住宅ローン以外の借金が1,000万円ある場合、再生計画では総支払額は5分の1の200万円にまで減額されます。
これを36回~60回で返済する計画が立てられるので、月々の返済額は3万3,334円~5万5,556円にまで減ります。
住宅ローンを抱えている人でもこの方法をとれます。
住宅ローンはそれ以外の借金とは別の扱いになり、そのまま返済を続けることもできますし、再生手続の中で返済方法を変更できます。
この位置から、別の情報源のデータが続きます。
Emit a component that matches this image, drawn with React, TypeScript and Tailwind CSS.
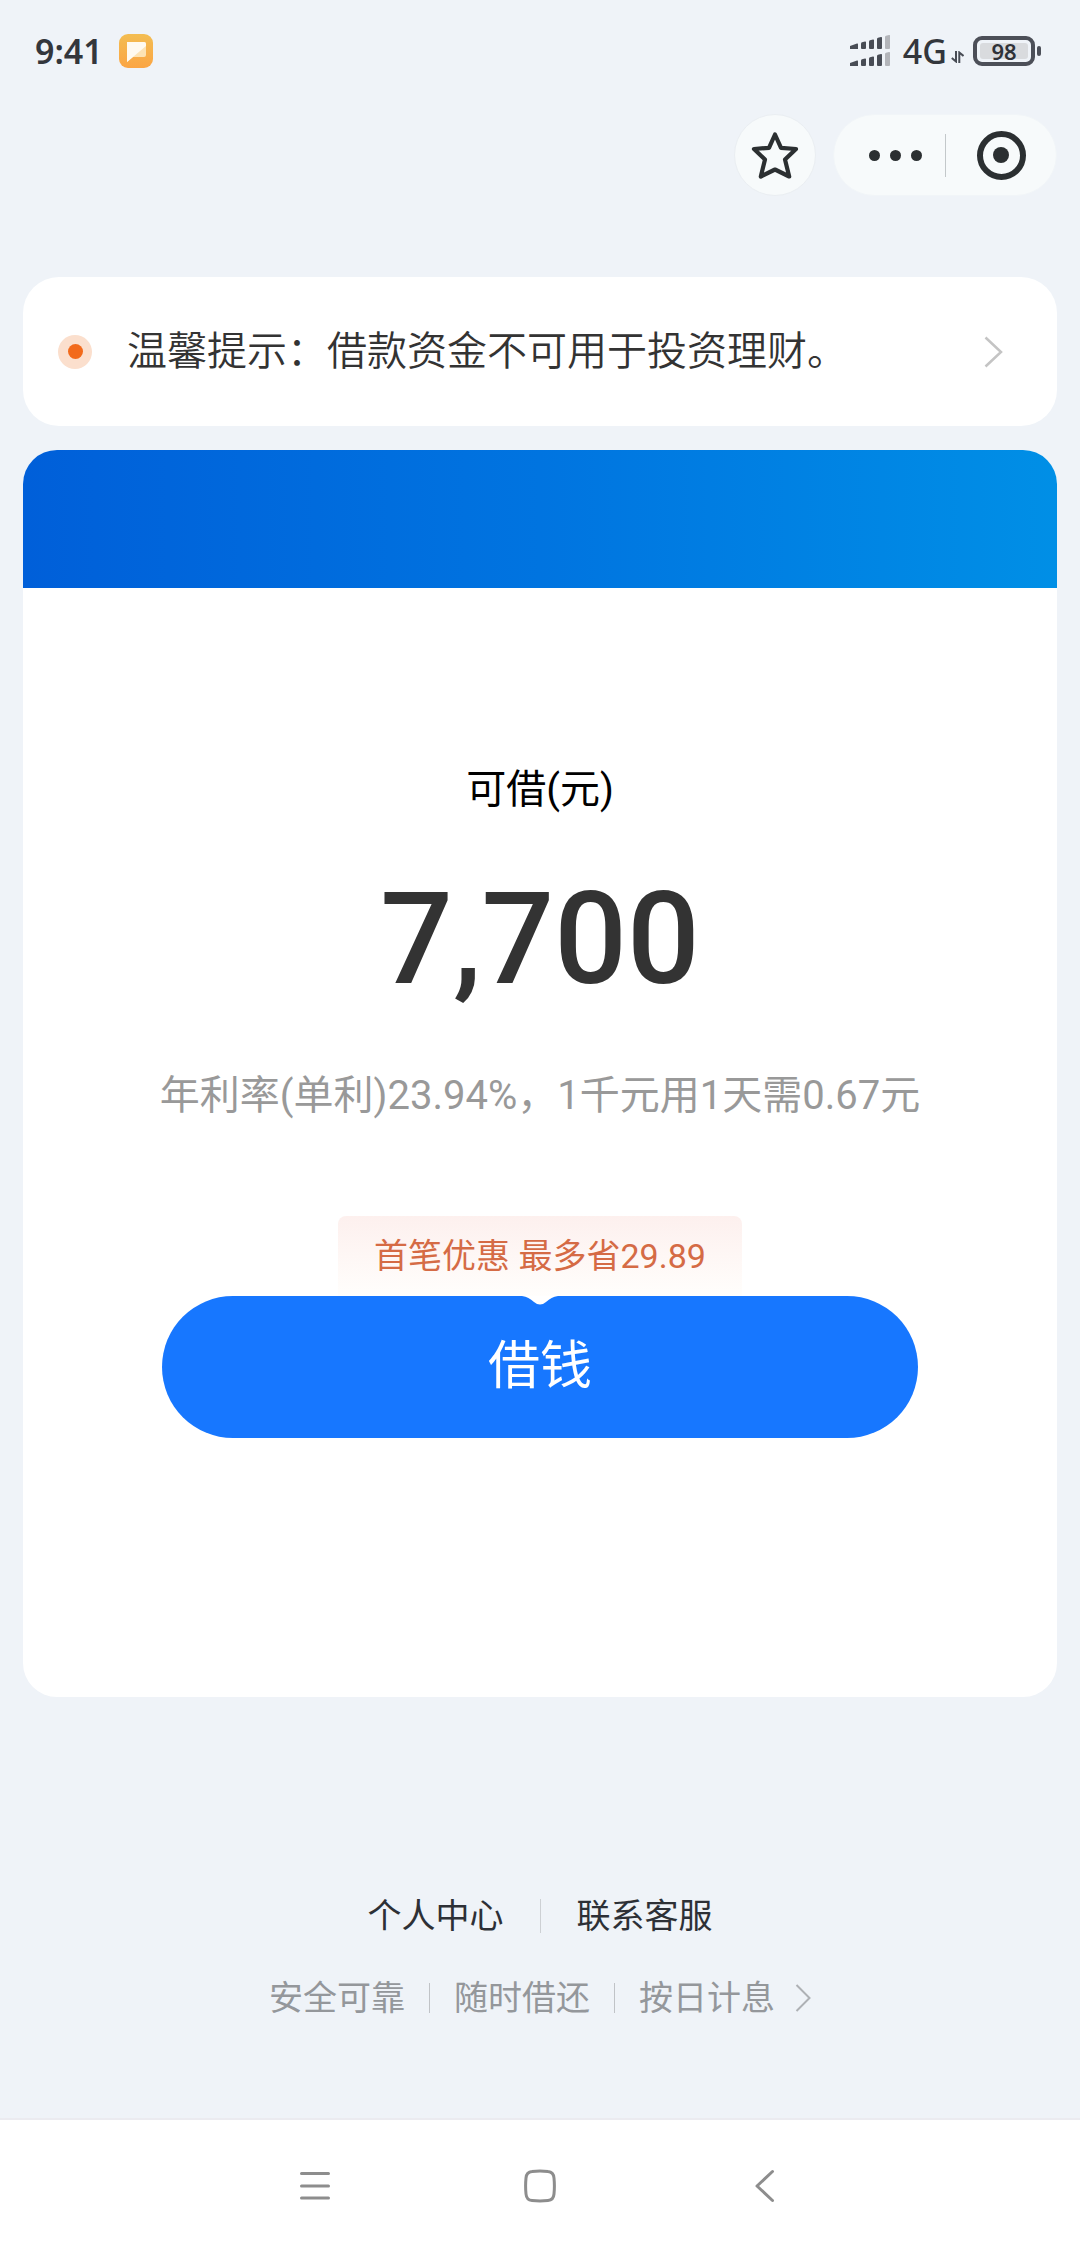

個人再生を利用するには、再生計画案どおりに返済していくことが可能なだけの安定収入があることなど、いくつかの要件があります。
要件を満たす場合には極めて強力な解決策になります。
5. 収入を増やし、支出を減らす

家を手放さないためには、親類や知人が援助してくれる場合は別として、結局は住宅ローンを支払っていかなければなりません。
そのためには、収入を増やし、支出を減らす必要があります。
既にギリギリまで努力していると思う人も多いかもしれませんが、見直せる点はまだありませんか?
副業も大きな収入源
夜や休日が空いているのなら、副業ができます。
副業としては、アルバイトなどを探して働きに行くのもいいですが、体を壊しては本末転倒です。
最近はインターネットを使った在宅ビジネスがたくさんあります。
それで月に数十万円稼いでいる人も珍しくありませんし、数万円稼いでいる人ならいくらでもいます。
数万円でも返済の足しにはなります。
無駄を省く
さらに、車がなくても生活できるなら手放したり、無駄な保険は解約したり、新聞も解約するなどすれば、月々の「固定費」をグッと減らせます。
また、あまり意味のない飲み会への参加をやめたり、交友関係を減らしたりして交際費も減らせます。
外食をやめて自炊し、食材はプライベートブランドの商品を買ったり、ディスカウントショップを活用したりすれば食費もかなり減らせます。
プライベートブランドの食パンや乾麺なら、100円以内でお腹は十分に満たせます。
飲み物は、安易に自動販売機で購入しないで、水筒やペットボトルに水かお茶を入れて持参しましょう。
これだけで月に数千円は節約できます。
日常生活の至るところに改善できるポイントがあるはずです。
家を残したいのなら、厳しい目でチェックしてみましょう。
生活を見直し改善する
借りたときには返せると思っていた住宅ローンの返済が苦しくなったということは、自分の生活や人生の中にどこか問題があることが多いです。
この記事では、住宅ローンそのものの見直しから、住宅を売却すること、債務を整理すること、収支状況を改善させることまで、多角的に検討してきました。
返済に苦しんでいる今、このように多角的に自分の状況を見つめて改善することが必要ではないでしょうか。
この記事をお読みになって、ひとつでも実行できることや改善できることが見つかったのなら、まだチャンスはあります。